Dienstag, 3. Februar 2009

Heidelberg in winter time

Basically, winter does not exist in Heidelberg. At least, there’s no real winter with snow and ice and temperatures in the twenties or lower. Each winter it snows, sooner or later. Everyone is happy, just to discover the next morning that the snow has changed into a wet and muddy liquid or is already gone. Nonetheless, in the house where I live, the list of which party has to remove the snow on which day is hanging right next to the cleaning schedule – German planning and efficiency…. Each year hundreds of people visit the Christmas Market and have their mulled wines at sunny 50°F, or 40°F and light rain. More than once people have tried to order ice tea.

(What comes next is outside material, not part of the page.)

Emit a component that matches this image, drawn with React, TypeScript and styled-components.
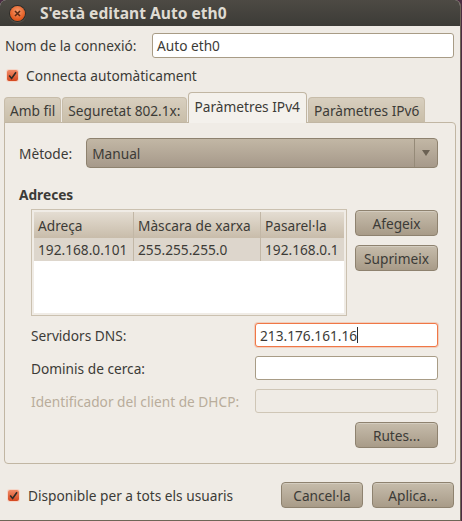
import styled, { createGlobalStyle } from 'styled-components'

const Global = createGlobalStyle`
  html, body {
    margin: 0;
    padding: 0;
    background: #4a2c42;
  }
  body {
    font-family: 'Noto Sans', 'DejaVu Sans', sans-serif;
    font-size: 13.7px;
    color: #3c3b37;
  }
`

// Window frame
const Window = styled.div`
  width: 460px;
  height: 520px;
  display: flex;
  flex-direction: column;
  background: #efebe5;
  border-radius: 6px 6px 0 0;
  border-right: 1px solid #6e6556;
  border-bottom: 1px solid #6e6556;
  overflow: hidden;
`

const TitleBar = styled.div`
  height: 26px;
  flex: none;
  display: flex;
  align-items: center;
  gap: 15px;
  padding-left: 10px;
  background: linear-gradient(#4d4a44, #3c3b37);
  color: #dfdbd2;
  font-weight: bold;
  font-size: 15.6px;
`

const CloseBtn = styled.div`
  width: 15px;
  height: 15px;
  border-radius: 50%;
  background: radial-gradient(circle at 50% 35%, #f69a6c, #e2571c 70%);
  box-shadow: 0 0 0 1px #2e2c28, 0 1px 1px 1px #5a564e;
  display: flex;
  align-items: center;
  justify-content: center;
`

const Body = styled.div`
  flex: 1;
  display: flex;
  flex-direction: column;
  padding: 7px 6px 0 4px;
`

const Row = styled.div`
  display: flex;
  align-items: center;
`

const Label = styled.span<{ $disabled?: boolean }>`
  color: ${(p) => (p.$disabled ? '#b9ad9b' : '#3c3b37')};
  white-space: nowrap;
`

const Entry = styled.div<{ $focus?: boolean; $disabled?: boolean }>`
  box-sizing: border-box;
  height: 25px;
  display: flex;
  align-items: center;
  padding: 0 4px;
  border-radius: 3px;
  border: 1px solid
    ${(p) => (p.$focus ? '#f07746' : p.$disabled ? '#cfc6b6' : '#a89c86')};
  background: ${(p) => (p.$disabled ? '#efebe5' : '#ffffff')};
  box-shadow: ${(p) => (p.$focus ? '0 0 0 1px rgba(240,119,70,0.25)' : 'none')};
  color: #3c3b37;
`

const Caret = styled.span`
  display: inline-block;
  width: 1px;
  height: 16px;
  background: #2b2b2b;
`

const Check = styled.div`
  width: 11px;
  height: 11px;
  border-radius: 2px;
  background: linear-gradient(#f28b67, #d4481f);
  box-shadow: 0 0 0 1px #f5d6c8;
  display: flex;
  align-items: center;
  justify-content: center;
  margin-right: 8px;
`

// Notebook
const Tabs = styled.div`
  display: flex;
  align-items: flex-end;
  height: 30px;
  margin-top: 9px;
  position: relative;
  z-index: 1;
`

const Tab = styled.div<{ $active?: boolean }>`
  box-sizing: border-box;
  height: ${(p) => (p.$active ? '31px' : '26px')};
  padding: 0 ${(p) => (p.$active ? '6px' : '5px')};
  margin-right: 1px;
  display: flex;
  align-items: center;
  padding-bottom: ${(p) => (p.$active ? '3px' : '0')};
  border: 1px solid ${(p) => (p.$active ? '#c1b6a3' : '#c7bca9')};
  border-bottom: ${(p) => (p.$active ? 'none' : '1px solid #c1b6a3')};
  border-radius: 4px 4px 0 0;
  background: ${(p) => (p.$active ? '#f4f1ec' : 'linear-gradient(#d8cfbf, #c9bea9)')};
  white-space: nowrap;
`

const Panel = styled.div`
  box-sizing: border-box;
  width: 452px;
  height: 342px;
  margin-top: -1px;
  border: 1px solid #c1b6a3;
  border-radius: 0 4px 4px 4px;
  background: #f0ece6;
  padding: 15px 17px 0 14px;
  display: flex;
  flex-direction: column;
`

const Combo = styled.div`
  box-sizing: border-box;
  flex: 1;
  height: 30px;
  margin-left: 14px;
  display: flex;
  align-items: center;
  border: 1px solid #8e826f;
  border-radius: 4px;
  background: linear-gradient(#c2b7a5, #a6998a);
  padding-left: 5px;
`

const ComboText = styled.span`
  flex: 1;
`

const ComboArrow = styled.div`
  width: 22px;
  height: 100%;
  border-left: 1px solid #958a78;
  display: flex;
  align-items: center;
  justify-content: center;
`

const Heading = styled.div`
  font-weight: bold;
  margin-top: 17px;
`

const AddrArea = styled.div`
  display: flex;
  gap: 8px;
  margin-top: 5px;
  padding-left: 12px;
`

const Table = styled.div`
  box-sizing: border-box;
  width: 316px;
  height: 107px;
  border: 1px solid #cbc1b0;
  padding: 2px;
  background: #f0ece6;
`

const TableInner = styled.div`
  height: 100%;
  background: #ffffff;
`

const TRow = styled.div<{ $head?: boolean }>`
  display: grid;
  grid-template-columns: 100px 127px 1fr;
  height: ${(p) => (p.$head ? '26px' : '23px')};
  background: ${(p) =>
    p.$head ? 'linear-gradient(#e4ddd2, #c8bcaa)' : '#ddd6cc'};
`

const TCell = styled.div`
  display: flex;
  align-items: center;
  padding-left: 4px;
  border-right: 1px solid #c2b7a6;
  white-space: nowrap;
  overflow: hidden;
  &:last-child {
    border-right: none;
  }
`

const SideButtons = styled.div`
  display: flex;
  flex-direction: column;
  gap: 9px;
  padding-top: 1px;
`

const Button = styled.div<{ $w?: number }>`
  box-sizing: border-box;
  width: ${(p) => p.$w ?? 83}px;
  height: 26px;
  display: flex;
  align-items: center;
  justify-content: center;
  border: 1px solid #8e826f;
  border-radius: 4px;
  background: linear-gradient(#c6bcab, #a89b88);
  box-shadow: inset 0 1px 0 rgba(255, 255, 255, 0.25);
  color: #3c3b37;
`

const Form = styled.div`
  display: grid;
  grid-template-columns: 1fr 183px;
  row-gap: 9px;
  align-items: center;
  margin-top: 7px;
  padding-left: 12px;
`

const FormEntry = styled(Entry)`
  height: 24px;
`

const RightRow = styled.div`
  display: flex;
  justify-content: flex-end;
  margin-top: 9px;
`

const Footer = styled.div`
  display: flex;
  align-items: center;
  margin-top: 18px;
  padding-left: 4px;
  gap: 9px;
`

const Spacer = styled.div`
  flex: 1;
`

function CheckMark() {
  return (
    <svg width="9" height="9" viewBox="0 0 9 9">
      <path d="M1.2 4.6 L3.6 7.4 L8 1.2" fill="none" stroke="#2e2a26" strokeWidth="1.6" />
    </svg>
  )
}

export default function App() {
  return (
    <>
      <Global />
      <Window>
        <TitleBar>
          <CloseBtn>
            <svg width="7" height="7" viewBox="0 0 7 7">
              <path d="M1 1 L6 6 M6 1 L1 6" stroke="#5a2a14" strokeWidth="1.6" />
            </svg>
          </CloseBtn>
          <span>S'està editant Auto eth0</span>
        </TitleBar>
        <Body>
          <Row>
            <Label style={{ paddingLeft: 1, width: 147 }}>Nom de la connexió:</Label>
            <Entry style={{ flex: 1 }}>Auto eth0</Entry>
          </Row>
          <Row style={{ marginTop: 8, paddingLeft: 3, height: 18 }}>
            <Check>
              <CheckMark />
            </Check>
            <Label>Connecta automàticament</Label>
          </Row>
          <Tabs>
            <Tab>Amb fil</Tab>
            <Tab>Seguretat 802.1x:</Tab>
            <Tab $active>Paràmetres IPv4</Tab>
            <Tab>Paràmetres IPv6</Tab>
          </Tabs>
          <Panel>
            <Row>
              <Label>Mètode:</Label>
              <Combo>
                <ComboText>Manual</ComboText>
                <ComboArrow>
                  <svg width="8" height="6" viewBox="0 0 8 6">
                    <path d="M0 0 H8 L4 6 Z" fill="#6b6153" />
                  </svg>
                </ComboArrow>
              </Combo>
            </Row>
            <Heading>Adreces</Heading>
            <AddrArea>
              <Table>
                <TableInner>
                  <TRow $head>
                    <TCell>Adreça</TCell>
                    <TCell>Màscara de xarxa</TCell>
                    <TCell>Pasarel·la</TCell>
                  </TRow>
                  <TRow>
                    <TCell>192.168.0.101</TCell>
                    <TCell>255.255.255.0</TCell>
                    <TCell>192.168.0.1</TCell>
                  </TRow>
                </TableInner>
              </Table>
              <SideButtons>
                <Button>Afegeix</Button>
                <Button>Suprimeix</Button>
              </SideButtons>
            </AddrArea>
            <Form>
              <Label>Servidors DNS:</Label>
              <FormEntry $focus>
                213.176.161.16
                <Caret />
              </FormEntry>
              <Label>Dominis de cerca:</Label>
              <FormEntry />
              <Label $disabled>Identificador del client de DHCP:</Label>
              <FormEntry $disabled />
            </Form>
            <RightRow>
              <Button>Rutes...</Button>
            </RightRow>
          </Panel>
          <Footer>
            <Check>
              <CheckMark />
            </Check>
            <Label style={{ marginLeft: -8 }}>Disponible per a tots els usuaris</Label>
            <Spacer />
            <Button $w={82}>Cancel·la</Button>
            <Button $w={82}>Aplica...</Button>
          </Footer>
        </Body>
      </Window>
    </>
  )
}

Another great thing during Christmas time is the charming Christmas decoration in Neuenheim, the neighborhood I live in. While other neighborhoods and other cities embellish themselves with luminescent stars, Christmas trees, angels and other season’s motifs, year after year Neuenheim strikes back with undefinable objects. Those who dispose of a lot of good will and even more imagination or are under the influence of some psychotropic substance might see half stars, I always see underwear. And it’s all over Neuenheim. Every single year.

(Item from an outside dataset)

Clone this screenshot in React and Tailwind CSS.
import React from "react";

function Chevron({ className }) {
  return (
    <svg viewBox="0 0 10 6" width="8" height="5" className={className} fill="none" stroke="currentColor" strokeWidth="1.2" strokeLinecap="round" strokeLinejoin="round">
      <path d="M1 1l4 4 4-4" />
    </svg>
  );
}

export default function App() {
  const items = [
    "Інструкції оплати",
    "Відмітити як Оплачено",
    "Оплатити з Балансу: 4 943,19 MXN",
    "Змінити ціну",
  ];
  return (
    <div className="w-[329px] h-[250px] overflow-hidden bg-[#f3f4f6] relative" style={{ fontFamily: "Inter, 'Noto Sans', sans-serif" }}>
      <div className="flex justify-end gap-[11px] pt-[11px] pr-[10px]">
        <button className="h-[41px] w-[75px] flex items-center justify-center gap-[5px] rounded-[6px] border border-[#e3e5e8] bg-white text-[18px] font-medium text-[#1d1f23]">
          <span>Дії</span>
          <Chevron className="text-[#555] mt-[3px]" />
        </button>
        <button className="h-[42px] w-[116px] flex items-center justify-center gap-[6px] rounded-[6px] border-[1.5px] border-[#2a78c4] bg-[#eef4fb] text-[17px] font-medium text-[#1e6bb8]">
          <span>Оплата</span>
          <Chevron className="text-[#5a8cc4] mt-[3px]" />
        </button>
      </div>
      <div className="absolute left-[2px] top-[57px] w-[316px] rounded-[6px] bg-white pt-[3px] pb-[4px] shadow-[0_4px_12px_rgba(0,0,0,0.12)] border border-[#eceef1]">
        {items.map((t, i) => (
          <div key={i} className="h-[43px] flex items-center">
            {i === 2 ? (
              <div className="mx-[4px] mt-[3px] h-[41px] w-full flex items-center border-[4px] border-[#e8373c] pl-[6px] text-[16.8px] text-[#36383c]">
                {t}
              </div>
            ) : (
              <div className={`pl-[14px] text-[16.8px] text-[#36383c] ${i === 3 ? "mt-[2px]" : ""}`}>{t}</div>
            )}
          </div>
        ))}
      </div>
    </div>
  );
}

But this year everything changed. No, of course the decoration stayed the same, that would have been too much to ask for…. In December it was cold, and we had snow for almost two days. Mulled wine was high up on everyone’s list, as was the Friesian tea punch. Tea punch is a healthy mixture of black tea, fruits (with lots of tasty vitamins), sugar and traces of alcohol in the form of red wine and rum. As a matter of fact, the punch contains so many traces of alcohol that one feels comfortably drunk just after starting the second cup. Tea punch is my personal all-time favorite Christmas Market beverage and the second best invention after sour gummi bears.

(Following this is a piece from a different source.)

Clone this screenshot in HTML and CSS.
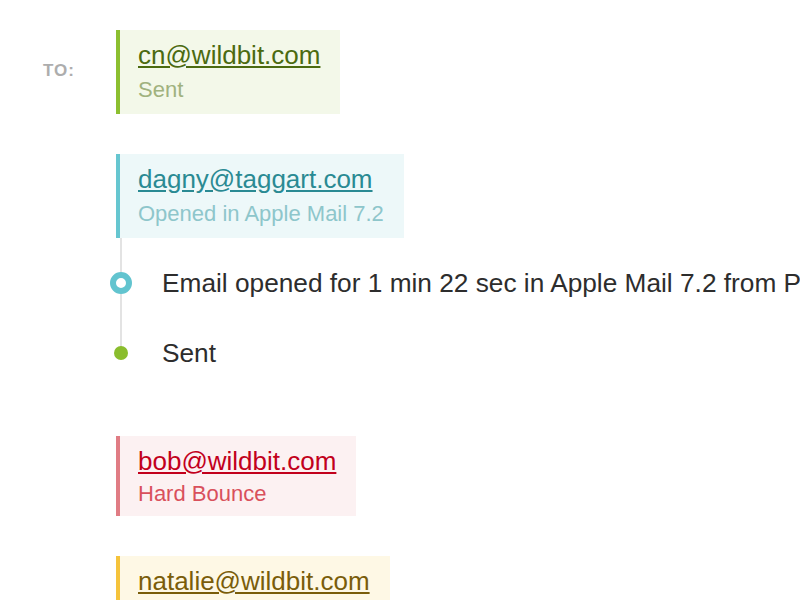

In January, temperatures dropped constantly and it snowed for several days. My roommate was so happy she stored a snow ball in our freezer (it’s still there). On my way to work, I read -1°C (30°F) on a thermometer and wondered how -1°C could make by bike’s brakes and gear shift freeze. A second glance revealed that the temperature was instead -13°C (8°F), random pieces of ice were floating down the Neckar. A couple of days later temperatures reached -17°C (0°F), and the river froze completely. Very brave persons even dared to walk on the ice. Some of my elder colleagues reported, the last time they had crossed the Neckar on foot was in the severe winter of 1963, since then even they had rarely seen ice on it. This historic moment had, of course, to be captured with my camera. But as far as I am concerned, it does not have to repeat itself next winter. Tea punch tastes equally great at 35°F and with an ice-free river.